TASK TO COMPLETE -
Return every line below in which "this" appears.

INFORMATION SUPPLIED -
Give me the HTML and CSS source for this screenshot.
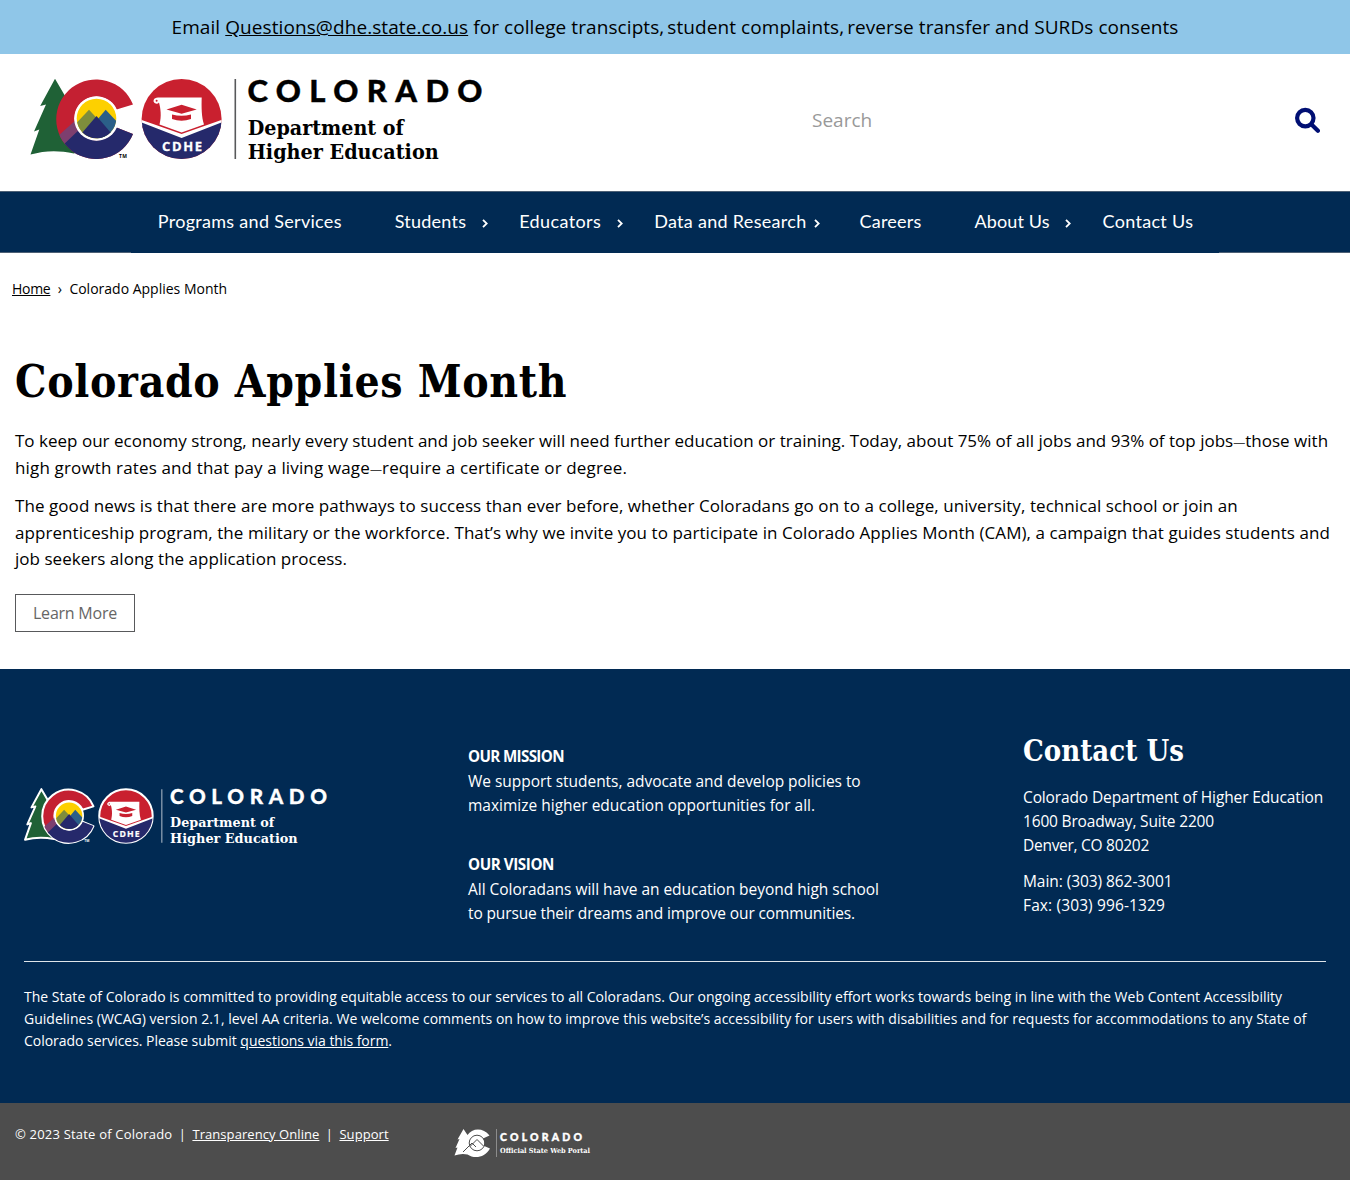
FILE: index.html
```html
<!DOCTYPE html>
<html lang="en">
<head>
<meta charset="utf-8">
<title>Colorado Applies Month</title>
<link rel="stylesheet" href="styles.css">
</head>
<body>
<svg class="sprite" aria-hidden="true">
  <defs>
    <clipPath id="c-clip"><path d="M113 39.500A39.800 39.800 0 1 0 113 69L96.500 62.500A22 22 0 1 1 96.500 44.500Z"/></clipPath>
    <clipPath id="sun-clip"><circle cx="76.500" cy="53.500" r="19.800"/></clipPath>
    <clipPath id="badge-clip"><circle cx="161.600" cy="54" r="40"/></clipPath>
    <symbol id="cdhe-logo" viewBox="0 0 470 110">
      <path class="edge" fill="#1f6136" d="M35 13.700 48 36 60 86 54 88.500C38 85 25 85.500 10.500 89.500L19.300 64.500 14 66.500 26 39.500 20.200 41Z"/>
      <path class="edge" fill="#c42032" d="M113 39.500A39.800 39.800 0 1 0 113 69L96.500 62.500A22 22 0 1 1 96.500 44.500Z"/>
      <g clip-path="url(#c-clip)">
        <path fill="#7d3f6f" d="M37 72 58 53 72 66 64 78 44 80Z"/>
        <path fill="#25296b" d="M40 83 62 62 80 60 96 58 116 62 116 100 50 100Z"/>
      </g>
      <circle cx="76.500" cy="53.500" r="22.300" fill="#fff"/>
      <g clip-path="url(#sun-clip)">
        <path fill="#fdd000" d="M50 30H100V80H50Z"/>
        <path fill="#7e8d3c" d="M50 65 69 44.700 86 63V80H50Z"/>
        <path fill="#2b5f88" d="M77 55 85.700 44.700 100 60V75H77Z"/>
        <path fill="#25296b" d="M50 82 76.500 51 103 82Z"/>
      </g>
      <text class="logo-sans logo-mark" x="99" y="92.500" font-size="5" textLength="8">TM</text>
      <circle class="edge" cx="161.600" cy="54" r="40" fill="#c9202f"/>
      <g clip-path="url(#badge-clip)">
        <path fill="#fff" d="M119 54 161.600 69 204 54V60L161.600 77 119 60Z"/>
        <path fill="#25296b" d="M119 56.500 161.600 73 204 56.500V100H119Z"/>
      </g>
      <path fill="#fff" d="M138 32.500H181.700C181.400 42 181.500 52 184 59.500L161.600 67.500 139.500 59.500C141.800 51 140.500 43 139 37.500Q137.500 39.500 135 38.300C132.300 36.500 133.500 32.500 138 32.500Z"/>
      <path fill="#c9202f" d="M146.500 44.500 161.600 39.700 176.700 44.500 161.600 48.800ZM152 49.500Q161.600 52 171 49.500V54Q161.600 57.500 152 54Z"/>
      <circle cx="136.600" cy="35.800" r="1" fill="#c9202f"/>
      <text class="logo-sans" x="142" y="85.800" font-size="13" fill="#fff" textLength="40" stroke="#fff" stroke-width=".3">CDHE</text>
      <path class="rule" d="M215.300 14V94"/>
      <text class="logo-geo" x="227.500" y="36.500" font-size="31" textLength="235">COLORADO</text>
      <text class="logo-slab" x="227.700" y="70" font-size="20.500" textLength="156" lengthAdjust="spacingAndGlyphs">Department of</text>
      <text class="logo-slab" x="227.700" y="93.600" font-size="20.500" textLength="191" lengthAdjust="spacingAndGlyphs">Higher Education</text>
    </symbol>
  </defs>
</svg>

<div class="banner">Email <a href="#">Questions@dhe.state.co.us</a> for college transcipts<span class="comma">,</span>student complaints<span class="comma">,</span>reverse transfer and SURDs consents</div>

<header class="header">
  <a class="brand" href="#" aria-label="Colorado Department of Higher Education"><svg class="brand-logo"><use href="#cdhe-logo"/></svg></a>
  <div class="search">
    <span>Search</span>
    <svg class="search-icon" viewBox="0 0 26 26"><circle cx="11.300" cy="11.100" r="8.200"/><path d="M17.300 17.200 23.900 23.700"/></svg>
  </div>
</header>

<nav class="nav">
  <ul class="menu">
    <li class="sp3">Programs and Services</li>
    <li class="sp2">Students<svg class="chev" viewBox="0 0 6 9"><path d="M1 .8 4.700 4.500 1 8.200"/></svg></li>
    <li class="sp4">Educators<svg class="chev" viewBox="0 0 6 9"><path d="M1 .8 4.700 4.500 1 8.200"/></svg></li>
    <li class="sp3 near">Data and Research<svg class="chev" viewBox="0 0 6 9"><path d="M1 .8 4.700 4.500 1 8.200"/></svg></li>
    <li class="sp2">Careers</li>
    <li class="sp1">About Us<svg class="chev" viewBox="0 0 6 9"><path d="M1 .8 4.700 4.500 1 8.200"/></svg></li>
    <li class="sp3">Contact Us</li>
  </ul>
</nav>

<div class="crumbs"><a href="#">Home</a><span class="sep">›</span><span>Colorado Applies Month</span></div>

<main class="main">
  <h1>Colorado Applies Month</h1>
  <p>
    <span class="line b1">To keep our economy strong, nearly every student and job seeker will need further education or training. Today, about 75% of all jobs and 93% of top jobs<span class="dash">—</span>those with</span>
    <span class="line b2">high growth rates and that pay a living wage<span class="dash">—</span>require a certificate or degree.</span>
  </p>
  <p>
    <span class="line b3">The good news is that there are more pathways to success than ever before, whether Coloradans go on to a college, university, technical school or join an</span>
    <span class="line b3">apprenticeship program, the military or the workforce. That’s why we invite you to participate in Colorado Applies Month (CAM), a campaign that guides students and</span>
    <span class="line b4">job seekers along the application process.</span>
  </p>
  <a class="button" href="#">Learn More</a>
</main>

<footer class="footer">
  <div class="footer-cols">
    <svg class="footer-logo"><use href="#cdhe-logo"/></svg>
    <div class="statements">
      <section>
        <h2>OUR MISSION</h2>
        <span class="line f0">We support students, advocate and develop policies to</span>
        <span class="line">maximize higher education opportunities for all.</span>
      </section>
      <section>
        <h2 class="vision">OUR VISION</h2>
        <span class="line f0">All Coloradans will have an education beyond high school</span>
        <span class="line f1">to pursue their dreams and improve our communities.</span>
      </section>
    </div>
    <div class="contact">
      <h3>Contact Us</h3>
      <address>
        <span class="line f1">Colorado Department of Higher Education</span>
        <span class="line f2">1600 Broadway, Suite 2200</span>
        <span class="line f3">Denver, CO 80202</span>
      </address>
      <div>
        <span class="line f4">Main: (303) 862-3001</span>
        <span class="line f5">Fax: (303) 996-1329</span>
      </div>
    </div>
  </div>
  <div class="access">
    <span class="line a1">The State of Colorado is committed to providing equitable access to our services to all Coloradans. Our ongoing accessibility effort works towards being in line with the Web Content Accessibility</span>
    <span class="line a1">Guidelines (WCAG) version 2.1, level AA criteria. We welcome comments on how to improve this website’s accessibility for users with disabilities and for requests for accommodations to any State of</span>
    <span class="line a2">Colorado services. Please submit <a href="#">questions via this form</a>.</span>
  </div>
</footer>

<div class="legal">
  <div class="legal-links"><span>© 2023 State of Colorado</span><i>|</i><a href="#">Transparency Online</a><i>|</i><a href="#">Support</a></div>
  <svg class="portal" viewBox="0 0 140 34">
    <path fill="#fff" d="M9.500 3 13.500 9C18 2 29 1 35.500 9.500L29 12.500V19.500L36 22.500C31 32 20 33 13.500 28.500Q7.500 27 .5 29.500L3.500 21.500 1.500 22 5.500 13 3.500 13.500Z"/>
    <circle cx="23" cy="17" r="7.500" fill="#fff"/>
    <path class="portal-line" d="M9 26 18 17 22 21M16 20.500 23 13.500 29.500 20"/>
    <circle class="portal-line" cx="23" cy="17" r="7.800"/>
    <path d="M42.500 3V31" stroke="#8c8c8c"/>
    <text class="logo-geo" x="46" y="14.900" font-size="10.500" textLength="82">COLORADO</text>
    <text class="logo-slab" x="46" y="27" font-size="7" textLength="90" lengthAdjust="spacingAndGlyphs">Official State Web Portal</text>
  </svg>
</div>
</body>
</html>
```
FILE: styles.css
```css
* { box-sizing: border-box; }
body {
  margin: 0;
  background: #fff;
  color: #000;
  font-family: "Open Sans", sans-serif;
}
a { color: inherit; text-underline-offset: 1px; }
h1, h2, h3, p, ul { margin: 0; padding: 0; }
.line { display: block; white-space: nowrap; }
.sprite { display: block; width: 0; height: 0; }

/* Logo artwork */
.edge { stroke: var(--edge, none); stroke-width: 3px; stroke-linejoin: round; }
.rule { stroke: var(--rule, #58595b); stroke-width: 1.6px; }
.logo-sans { font-family: "Open Sans", sans-serif; font-weight: 700; }
.logo-mark { fill: currentColor; }
.logo-geo {
  font-family: Lato, sans-serif;
  font-weight: 900;
  fill: currentColor;
  stroke: currentColor;
  stroke-width: .4px;
}
.logo-slab { font-family: "DejaVu Serif", serif; font-stretch: condensed; font-weight: 700; fill: currentColor; }

.banner {
  height: 54px;
  background: #8fc6e8;
  font-size: 19px;
  line-height: 54px;
  letter-spacing: .08px;
  text-align: center;
  white-space: nowrap;
}
.comma { letter-spacing: 3px; }

.header {
  display: flex;
  align-items: flex-start;
  height: 137px;
  padding: 11px 30px 0 20px;
}
.brand-logo { display: block; width: 470px; height: 110px; }
.search {
  display: flex;
  flex: 1;
  align-items: center;
  justify-content: space-between;
  height: 110px;
  margin-left: 322px;
  color: #999;
  font-size: 19px;
}
.search-icon {
  width: 26px;
  height: 26px;
  fill: none;
  stroke: #000f73;
  stroke-width: 4.2px;
  stroke-linecap: round;
}

.nav {
  display: flex;
  justify-content: center;
  height: 62px;
  background: #012a53;
  border: solid #4d6075;
  border-width: 1px 0;
}
.menu {
  display: flex;
  gap: 53px;
  height: 61px;
  padding: 0 26px 0 27px;
  background: #012a53;
  color: #fff;
  font: 18px/59px Lato, sans-serif;
  list-style: none;
}
.menu li { position: relative; white-space: nowrap; }
.sp1 { letter-spacing: .11px; }
.sp2 { letter-spacing: .23px; }
.sp3 { letter-spacing: .3px; }
.sp4 { letter-spacing: .39px; }
.chev {
  position: absolute;
  top: 27px;
  right: -21.5px;
  width: 6px;
  height: 9px;
  fill: none;
  stroke: currentColor;
  stroke-width: 1.8px;
}
.near .chev { right: -13.5px; }

.crumbs {
  display: flex;
  padding: 26px 12px 0;
  font-size: 14px;
  line-height: 20px;
}
.crumbs a { letter-spacing: -.3px; }
.sep { width: 19px; text-align: center; }

.main { height: 370px; padding: 52px 15px 0; }
h1 {
  margin-bottom: 15px;
  font: 700 44px/62px "DejaVu Serif", serif;
  font-stretch: condensed;
  letter-spacing: .68px;
}
.main p {
  margin-bottom: 12px;
  font-size: 17px;
  line-height: 26.5px;
}
.dash { font-size: 12px; line-height: 1; color: #444; }
.b1 { letter-spacing: .01px; }
.b2 { letter-spacing: .148px; }
.b3 { letter-spacing: .066px; }
.b4 { letter-spacing: .03px; }
.button {
  display: block;
  width: 120px;
  height: 38px;
  margin-top: 21.5px;
  border: 1px solid #58595b;
  color: #666;
  font-size: 16px;
  line-height: 36px;
  letter-spacing: -.23px;
  text-align: center;
  text-decoration: none;
}

.footer {
  height: 434px;
  padding: 0 24px;
  background: #012a53;
  color: #fff;
}
.footer-cols {
  display: grid;
  grid-template-columns: 444px 555px 1fr;
  height: 293px;
  border-bottom: 1px solid #dfe5ea;
  font-size: 15.5px;
  line-height: 24px;
}
.footer-logo {
  --edge: #fff;
  --rule: #a9b6c4;
  width: 314px;
  height: 73.5px;
  margin: 111px 0 0 -6px;
}
.statements {
  display: flex;
  flex-direction: column;
  gap: 36px;
  padding-top: 76px;
}
h2 { font-size: 15.2px; line-height: 23px; letter-spacing: -.66px; padding-bottom: 1px; }
.vision { letter-spacing: -.43px; }
.contact { padding-top: 60px; }
h3 {
  margin-bottom: 12px;
  font: 700 29px/44px "DejaVu Serif", serif;
  font-stretch: condensed;
  letter-spacing: .04px;
}
address { margin-bottom: 12px; font-style: normal; }
.f0 { letter-spacing: -.036px; }
.f1 { letter-spacing: -.126px; }
.f2 { letter-spacing: -.172px; }
.f3 { letter-spacing: -.277px; }
.f4 { letter-spacing: -.068px; }
.f5 { letter-spacing: .126px; }
.access { padding-top: 24px; font-size: 14px; line-height: 22px; }
.a1 { letter-spacing: .019px; }
.a2 { letter-spacing: -.031px; }

.legal {
  display: flex;
  height: 77px;
  padding: 21px 15px 0;
  background: #4d4d4d;
  color: #fff;
  font-size: 13px;
  line-height: 20px;
}
.legal-links { display: flex; width: 439px; letter-spacing: .07px; }
.legal-links span { letter-spacing: .2px; }
.legal-links i { width: 20px; font-style: normal; text-align: center; }
.portal { width: 140px; height: 34px; margin-top: 2px; }
.portal-line { fill: none; stroke: #4d4d4d; stroke-width: 1px; }
```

COMPLETE ANSWER -
Give me the HTML and CSS source for this screenshot.
    <span class="line a1">Guidelines (WCAG) version 2.1, level AA criteria. We welcome comments on how to improve this website’s accessibility for users with disabilities and for requests for accommodations to any State of</span>
    <span class="line a2">Colorado services. Please submit <a href="#">questions via this form</a>.</span>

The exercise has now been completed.